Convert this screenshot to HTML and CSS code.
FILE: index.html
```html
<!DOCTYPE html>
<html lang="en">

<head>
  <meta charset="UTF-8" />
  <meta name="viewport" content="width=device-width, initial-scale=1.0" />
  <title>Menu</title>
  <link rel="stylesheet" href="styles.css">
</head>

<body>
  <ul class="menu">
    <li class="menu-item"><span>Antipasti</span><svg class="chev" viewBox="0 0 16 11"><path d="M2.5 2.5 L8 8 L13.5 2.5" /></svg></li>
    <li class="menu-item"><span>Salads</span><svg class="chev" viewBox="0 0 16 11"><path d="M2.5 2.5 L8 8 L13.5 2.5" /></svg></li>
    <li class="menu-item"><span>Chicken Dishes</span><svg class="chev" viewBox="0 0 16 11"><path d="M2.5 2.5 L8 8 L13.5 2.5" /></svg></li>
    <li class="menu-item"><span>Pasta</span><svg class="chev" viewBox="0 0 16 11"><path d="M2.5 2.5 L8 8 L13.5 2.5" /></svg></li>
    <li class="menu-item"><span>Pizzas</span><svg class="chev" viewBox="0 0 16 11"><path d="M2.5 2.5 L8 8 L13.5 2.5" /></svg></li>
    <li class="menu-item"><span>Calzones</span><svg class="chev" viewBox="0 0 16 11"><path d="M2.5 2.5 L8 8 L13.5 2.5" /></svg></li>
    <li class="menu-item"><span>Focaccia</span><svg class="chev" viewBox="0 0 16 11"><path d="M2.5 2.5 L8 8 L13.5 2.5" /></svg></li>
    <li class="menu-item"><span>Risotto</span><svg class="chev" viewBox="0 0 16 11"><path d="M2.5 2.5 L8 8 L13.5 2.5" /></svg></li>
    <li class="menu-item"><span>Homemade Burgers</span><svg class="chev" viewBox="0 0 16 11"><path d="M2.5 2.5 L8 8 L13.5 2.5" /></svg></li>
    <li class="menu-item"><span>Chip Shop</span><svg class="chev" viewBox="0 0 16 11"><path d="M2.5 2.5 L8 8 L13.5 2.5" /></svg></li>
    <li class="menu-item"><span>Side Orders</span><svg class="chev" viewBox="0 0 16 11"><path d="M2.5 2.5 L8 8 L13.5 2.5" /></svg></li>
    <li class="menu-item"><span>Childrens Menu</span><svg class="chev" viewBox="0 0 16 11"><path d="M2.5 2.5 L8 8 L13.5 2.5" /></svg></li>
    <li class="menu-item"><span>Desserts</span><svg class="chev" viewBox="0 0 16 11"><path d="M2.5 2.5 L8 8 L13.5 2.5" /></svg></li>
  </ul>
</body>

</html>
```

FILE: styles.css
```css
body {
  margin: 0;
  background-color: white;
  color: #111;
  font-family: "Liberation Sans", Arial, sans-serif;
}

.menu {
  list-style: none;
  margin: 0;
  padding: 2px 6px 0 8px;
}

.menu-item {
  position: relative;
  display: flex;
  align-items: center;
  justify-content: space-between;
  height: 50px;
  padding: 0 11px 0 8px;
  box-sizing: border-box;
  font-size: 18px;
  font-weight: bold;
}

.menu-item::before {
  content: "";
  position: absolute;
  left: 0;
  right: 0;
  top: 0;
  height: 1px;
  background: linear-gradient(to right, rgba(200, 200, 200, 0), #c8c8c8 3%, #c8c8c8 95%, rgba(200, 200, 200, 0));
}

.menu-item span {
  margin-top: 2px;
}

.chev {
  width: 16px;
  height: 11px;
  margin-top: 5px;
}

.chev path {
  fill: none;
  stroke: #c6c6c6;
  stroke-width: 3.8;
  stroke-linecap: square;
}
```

***

Extract all of the material exactly as it is written.

### [CORRECT ANSWER]
Convert this screenshot to HTML and CSS code.
FILE: index.html
```html
<!DOCTYPE html>
<html lang="en">

<head>
  <meta charset="UTF-8" />
  <meta name="viewport" content="width=device-width, initial-scale=1.0" />
  <title>Menu</title>
  <link rel="stylesheet" href="styles.css">
</head>

<body>
  <ul class="menu">
    <li class="menu-item"><span>Antipasti</span><svg class="chev" viewBox="0 0 16 11"><path d="M2.5 2.5 L8 8 L13.5 2.5" /></svg></li>
    <li class="menu-item"><span>Salads</span><svg class="chev" viewBox="0 0 16 11"><path d="M2.5 2.5 L8 8 L13.5 2.5" /></svg></li>
    <li class="menu-item"><span>Chicken Dishes</span><svg class="chev" viewBox="0 0 16 11"><path d="M2.5 2.5 L8 8 L13.5 2.5" /></svg></li>
    <li class="menu-item"><span>Pasta</span><svg class="chev" viewBox="0 0 16 11"><path d="M2.5 2.5 L8 8 L13.5 2.5" /></svg></li>
    <li class="menu-item"><span>Pizzas</span><svg class="chev" viewBox="0 0 16 11"><path d="M2.5 2.5 L8 8 L13.5 2.5" /></svg></li>
    <li class="menu-item"><span>Calzones</span><svg class="chev" viewBox="0 0 16 11"><path d="M2.5 2.5 L8 8 L13.5 2.5" /></svg></li>
    <li class="menu-item"><span>Focaccia</span><svg class="chev" viewBox="0 0 16 11"><path d="M2.5 2.5 L8 8 L13.5 2.5" /></svg></li>
    <li class="menu-item"><span>Risotto</span><svg class="chev" viewBox="0 0 16 11"><path d="M2.5 2.5 L8 8 L13.5 2.5" /></svg></li>
    <li class="menu-item"><span>Homemade Burgers</span><svg class="chev" viewBox="0 0 16 11"><path d="M2.5 2.5 L8 8 L13.5 2.5" /></svg></li>
    <li class="menu-item"><span>Chip Shop</span><svg class="chev" viewBox="0 0 16 11"><path d="M2.5 2.5 L8 8 L13.5 2.5" /></svg></li>
    <li class="menu-item"><span>Side Orders</span><svg class="chev" viewBox="0 0 16 11"><path d="M2.5 2.5 L8 8 L13.5 2.5" /></svg></li>
    <li class="menu-item"><span>Childrens Menu</span><svg class="chev" viewBox="0 0 16 11"><path d="M2.5 2.5 L8 8 L13.5 2.5" /></svg></li>
    <li class="menu-item"><span>Desserts</span><svg class="chev" viewBox="0 0 16 11"><path d="M2.5 2.5 L8 8 L13.5 2.5" /></svg></li>
  </ul>
</body>

</html>
```

FILE: styles.css
```css
body {
  margin: 0;
  background-color: white;
  color: #111;
  font-family: "Liberation Sans", Arial, sans-serif;
}

.menu {
  list-style: none;
  margin: 0;
  padding: 2px 6px 0 8px;
}

.menu-item {
  position: relative;
  display: flex;
  align-items: center;
  justify-content: space-between;
  height: 50px;
  padding: 0 11px 0 8px;
  box-sizing: border-box;
  font-size: 18px;
  font-weight: bold;
}

.menu-item::before {
  content: "";
  position: absolute;
  left: 0;
  right: 0;
  top: 0;
  height: 1px;
  background: linear-gradient(to right, rgba(200, 200, 200, 0), #c8c8c8 3%, #c8c8c8 95%, rgba(200, 200, 200, 0));
}

.menu-item span {
  margin-top: 2px;
}

.chev {
  width: 16px;
  height: 11px;
  margin-top: 5px;
}

.chev path {
  fill: none;
  stroke: #c6c6c6;
  stroke-width: 3.8;
  stroke-linecap: square;
}
```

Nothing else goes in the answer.